§ Problem to solve: Leave out the pictures and restate the rest of the data exactly.

§ Collected data:
-- Start --

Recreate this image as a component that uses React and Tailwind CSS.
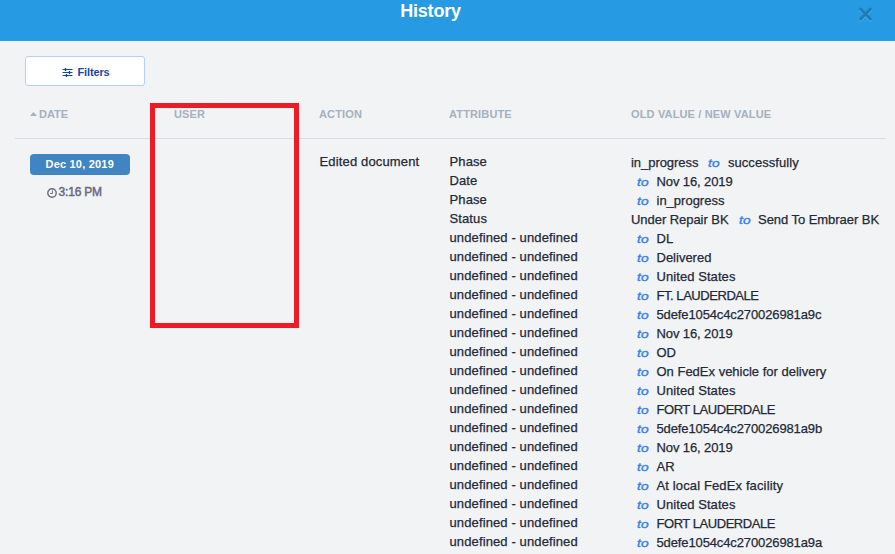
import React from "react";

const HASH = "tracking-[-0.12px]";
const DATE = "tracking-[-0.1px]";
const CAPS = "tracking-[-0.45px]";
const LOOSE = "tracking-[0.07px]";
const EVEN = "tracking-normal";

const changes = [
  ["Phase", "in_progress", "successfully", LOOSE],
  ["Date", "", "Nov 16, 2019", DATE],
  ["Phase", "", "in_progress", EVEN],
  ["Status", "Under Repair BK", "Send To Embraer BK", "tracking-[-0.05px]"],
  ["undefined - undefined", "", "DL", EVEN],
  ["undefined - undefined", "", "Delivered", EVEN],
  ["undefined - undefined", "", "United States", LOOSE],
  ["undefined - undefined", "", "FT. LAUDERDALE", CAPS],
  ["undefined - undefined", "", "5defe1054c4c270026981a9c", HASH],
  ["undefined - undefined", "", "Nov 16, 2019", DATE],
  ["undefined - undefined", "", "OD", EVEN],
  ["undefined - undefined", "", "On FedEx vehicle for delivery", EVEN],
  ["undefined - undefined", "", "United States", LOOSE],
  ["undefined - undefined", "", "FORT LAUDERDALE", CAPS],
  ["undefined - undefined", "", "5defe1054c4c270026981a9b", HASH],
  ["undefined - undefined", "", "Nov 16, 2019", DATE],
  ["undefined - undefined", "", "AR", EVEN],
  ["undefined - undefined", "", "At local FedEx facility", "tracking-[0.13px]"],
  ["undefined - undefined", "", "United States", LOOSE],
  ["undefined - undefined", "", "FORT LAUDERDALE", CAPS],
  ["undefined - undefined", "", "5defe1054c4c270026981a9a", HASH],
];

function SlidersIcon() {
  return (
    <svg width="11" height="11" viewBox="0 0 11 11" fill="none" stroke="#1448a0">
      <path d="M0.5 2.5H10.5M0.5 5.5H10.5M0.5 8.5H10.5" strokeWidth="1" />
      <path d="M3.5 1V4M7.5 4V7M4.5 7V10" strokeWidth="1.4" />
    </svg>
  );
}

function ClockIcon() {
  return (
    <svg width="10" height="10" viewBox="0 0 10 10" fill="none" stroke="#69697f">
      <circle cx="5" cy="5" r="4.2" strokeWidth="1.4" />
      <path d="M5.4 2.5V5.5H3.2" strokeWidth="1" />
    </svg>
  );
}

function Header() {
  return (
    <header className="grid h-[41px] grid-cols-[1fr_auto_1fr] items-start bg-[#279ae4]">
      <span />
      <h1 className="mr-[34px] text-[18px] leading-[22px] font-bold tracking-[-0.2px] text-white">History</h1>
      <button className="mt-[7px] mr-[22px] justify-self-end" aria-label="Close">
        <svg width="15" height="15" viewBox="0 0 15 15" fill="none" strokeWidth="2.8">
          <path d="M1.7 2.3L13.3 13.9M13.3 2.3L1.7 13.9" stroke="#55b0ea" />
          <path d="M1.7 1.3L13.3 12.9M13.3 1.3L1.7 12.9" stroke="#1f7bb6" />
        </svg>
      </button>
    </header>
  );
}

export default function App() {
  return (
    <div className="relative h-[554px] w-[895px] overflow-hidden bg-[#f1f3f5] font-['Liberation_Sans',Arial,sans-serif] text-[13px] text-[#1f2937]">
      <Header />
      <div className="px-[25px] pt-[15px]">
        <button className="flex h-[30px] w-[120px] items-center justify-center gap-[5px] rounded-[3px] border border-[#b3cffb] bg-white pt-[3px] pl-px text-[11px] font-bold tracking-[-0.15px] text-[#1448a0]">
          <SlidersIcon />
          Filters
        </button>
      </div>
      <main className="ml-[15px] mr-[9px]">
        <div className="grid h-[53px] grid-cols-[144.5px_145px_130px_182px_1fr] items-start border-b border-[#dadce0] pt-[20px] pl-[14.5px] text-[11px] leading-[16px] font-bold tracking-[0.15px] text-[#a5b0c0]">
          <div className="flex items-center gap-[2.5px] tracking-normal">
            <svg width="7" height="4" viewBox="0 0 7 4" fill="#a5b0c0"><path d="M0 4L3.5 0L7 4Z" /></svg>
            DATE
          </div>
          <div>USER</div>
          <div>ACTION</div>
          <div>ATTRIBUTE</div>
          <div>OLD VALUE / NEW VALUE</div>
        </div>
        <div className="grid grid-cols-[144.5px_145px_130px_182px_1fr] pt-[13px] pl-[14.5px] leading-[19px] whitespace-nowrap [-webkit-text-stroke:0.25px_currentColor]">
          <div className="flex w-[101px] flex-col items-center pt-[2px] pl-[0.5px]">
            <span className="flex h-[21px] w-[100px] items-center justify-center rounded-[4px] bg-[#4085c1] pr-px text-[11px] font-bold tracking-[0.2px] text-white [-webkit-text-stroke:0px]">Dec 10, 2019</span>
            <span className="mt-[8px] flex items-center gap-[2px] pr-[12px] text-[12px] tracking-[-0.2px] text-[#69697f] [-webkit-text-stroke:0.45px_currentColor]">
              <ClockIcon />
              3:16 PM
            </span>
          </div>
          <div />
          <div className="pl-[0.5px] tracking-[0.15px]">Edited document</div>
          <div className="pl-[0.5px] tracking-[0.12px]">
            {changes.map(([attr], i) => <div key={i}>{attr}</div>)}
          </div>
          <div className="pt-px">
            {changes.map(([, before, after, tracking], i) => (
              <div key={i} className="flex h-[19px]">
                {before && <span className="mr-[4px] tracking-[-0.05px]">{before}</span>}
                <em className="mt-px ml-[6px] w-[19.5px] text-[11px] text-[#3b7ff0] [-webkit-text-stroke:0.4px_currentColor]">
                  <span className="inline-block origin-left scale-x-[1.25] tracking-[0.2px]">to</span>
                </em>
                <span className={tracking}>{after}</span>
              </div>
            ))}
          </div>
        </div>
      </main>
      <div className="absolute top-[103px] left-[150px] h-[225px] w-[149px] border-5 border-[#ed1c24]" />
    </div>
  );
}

-- End --

§ Written solution:
Recreate this image as a component that uses React and Tailwind CSS.
import React from "react";

const HASH = "tracking-[-0.12px]";
const DATE = "tracking-[-0.1px]";
const CAPS = "tracking-[-0.45px]";
const LOOSE = "tracking-[0.07px]";
const EVEN = "tracking-normal";

const changes = [
  ["Phase", "in_progress", "successfully", LOOSE],
  ["Date", "", "Nov 16, 2019", DATE],
  ["Phase", "", "in_progress", EVEN],
  ["Status", "Under Repair BK", "Send To Embraer BK", "tracking-[-0.05px]"],
  ["undefined - undefined", "", "DL", EVEN],
  ["undefined - undefined", "", "Delivered", EVEN],
  ["undefined - undefined", "", "United States", LOOSE],
  ["undefined - undefined", "", "FT. LAUDERDALE", CAPS],
  ["undefined - undefined", "", "5defe1054c4c270026981a9c", HASH],
  ["undefined - undefined", "", "Nov 16, 2019", DATE],
  ["undefined - undefined", "", "OD", EVEN],
  ["undefined - undefined", "", "On FedEx vehicle for delivery", EVEN],
  ["undefined - undefined", "", "United States", LOOSE],
  ["undefined - undefined", "", "FORT LAUDERDALE", CAPS],
  ["undefined - undefined", "", "5defe1054c4c270026981a9b", HASH],
  ["undefined - undefined", "", "Nov 16, 2019", DATE],
  ["undefined - undefined", "", "AR", EVEN],
  ["undefined - undefined", "", "At local FedEx facility", "tracking-[0.13px]"],
  ["undefined - undefined", "", "United States", LOOSE],
  ["undefined - undefined", "", "FORT LAUDERDALE", CAPS],
  ["undefined - undefined", "", "5defe1054c4c270026981a9a", HASH],
];

function SlidersIcon() {
  return (
    <svg width="11" height="11" viewBox="0 0 11 11" fill="none" stroke="#1448a0">
      <path d="M0.5 2.5H10.5M0.5 5.5H10.5M0.5 8.5H10.5" strokeWidth="1" />
      <path d="M3.5 1V4M7.5 4V7M4.5 7V10" strokeWidth="1.4" />
    </svg>
  );
}

function ClockIcon() {
  return (
    <svg width="10" height="10" viewBox="0 0 10 10" fill="none" stroke="#69697f">
      <circle cx="5" cy="5" r="4.2" strokeWidth="1.4" />
      <path d="M5.4 2.5V5.5H3.2" strokeWidth="1" />
    </svg>
  );
}

function Header() {
  return (
    <header className="grid h-[41px] grid-cols-[1fr_auto_1fr] items-start bg-[#279ae4]">
      <span />
      <h1 className="mr-[34px] text-[18px] leading-[22px] font-bold tracking-[-0.2px] text-white">History</h1>
      <button className="mt-[7px] mr-[22px] justify-self-end" aria-label="Close">
        <svg width="15" height="15" viewBox="0 0 15 15" fill="none" strokeWidth="2.8">
          <path d="M1.7 2.3L13.3 13.9M13.3 2.3L1.7 13.9" stroke="#55b0ea" />
          <path d="M1.7 1.3L13.3 12.9M13.3 1.3L1.7 12.9" stroke="#1f7bb6" />
        </svg>
      </button>
    </header>
  );
}

export default function App() {
  return (
    <div className="relative h-[554px] w-[895px] overflow-hidden bg-[#f1f3f5] font-['Liberation_Sans',Arial,sans-serif] text-[13px] text-[#1f2937]">
      <Header />
      <div className="px-[25px] pt-[15px]">
        <button className="flex h-[30px] w-[120px] items-center justify-center gap-[5px] rounded-[3px] border border-[#b3cffb] bg-white pt-[3px] pl-px text-[11px] font-bold tracking-[-0.15px] text-[#1448a0]">
          <SlidersIcon />
          Filters
        </button>
      </div>
      <main className="ml-[15px] mr-[9px]">
        <div className="grid h-[53px] grid-cols-[144.5px_145px_130px_182px_1fr] items-start border-b border-[#dadce0] pt-[20px] pl-[14.5px] text-[11px] leading-[16px] font-bold tracking-[0.15px] text-[#a5b0c0]">
          <div className="flex items-center gap-[2.5px] tracking-normal">
            <svg width="7" height="4" viewBox="0 0 7 4" fill="#a5b0c0"><path d="M0 4L3.5 0L7 4Z" /></svg>
            DATE
          </div>
          <div>USER</div>
          <div>ACTION</div>
          <div>ATTRIBUTE</div>
          <div>OLD VALUE / NEW VALUE</div>
        </div>
        <div className="grid grid-cols-[144.5px_145px_130px_182px_1fr] pt-[13px] pl-[14.5px] leading-[19px] whitespace-nowrap [-webkit-text-stroke:0.25px_currentColor]">
          <div className="flex w-[101px] flex-col items-center pt-[2px] pl-[0.5px]">
            <span className="flex h-[21px] w-[100px] items-center justify-center rounded-[4px] bg-[#4085c1] pr-px text-[11px] font-bold tracking-[0.2px] text-white [-webkit-text-stroke:0px]">Dec 10, 2019</span>
            <span className="mt-[8px] flex items-center gap-[2px] pr-[12px] text-[12px] tracking-[-0.2px] text-[#69697f] [-webkit-text-stroke:0.45px_currentColor]">
              <ClockIcon />
              3:16 PM
            </span>
          </div>
          <div />
          <div className="pl-[0.5px] tracking-[0.15px]">Edited document</div>
          <div className="pl-[0.5px] tracking-[0.12px]">
            {changes.map(([attr], i) => <div key={i}>{attr}</div>)}
          </div>
          <div className="pt-px">
            {changes.map(([, before, after, tracking], i) => (
              <div key={i} className="flex h-[19px]">
                {before && <span className="mr-[4px] tracking-[-0.05px]">{before}</span>}
                <em className="mt-px ml-[6px] w-[19.5px] text-[11px] text-[#3b7ff0] [-webkit-text-stroke:0.4px_currentColor]">
                  <span className="inline-block origin-left scale-x-[1.25] tracking-[0.2px]">to</span>
                </em>
                <span className={tracking}>{after}</span>
              </div>
            ))}
          </div>
        </div>
      </main>
      <div className="absolute top-[103px] left-[150px] h-[225px] w-[149px] border-5 border-[#ed1c24]" />
    </div>
  );
}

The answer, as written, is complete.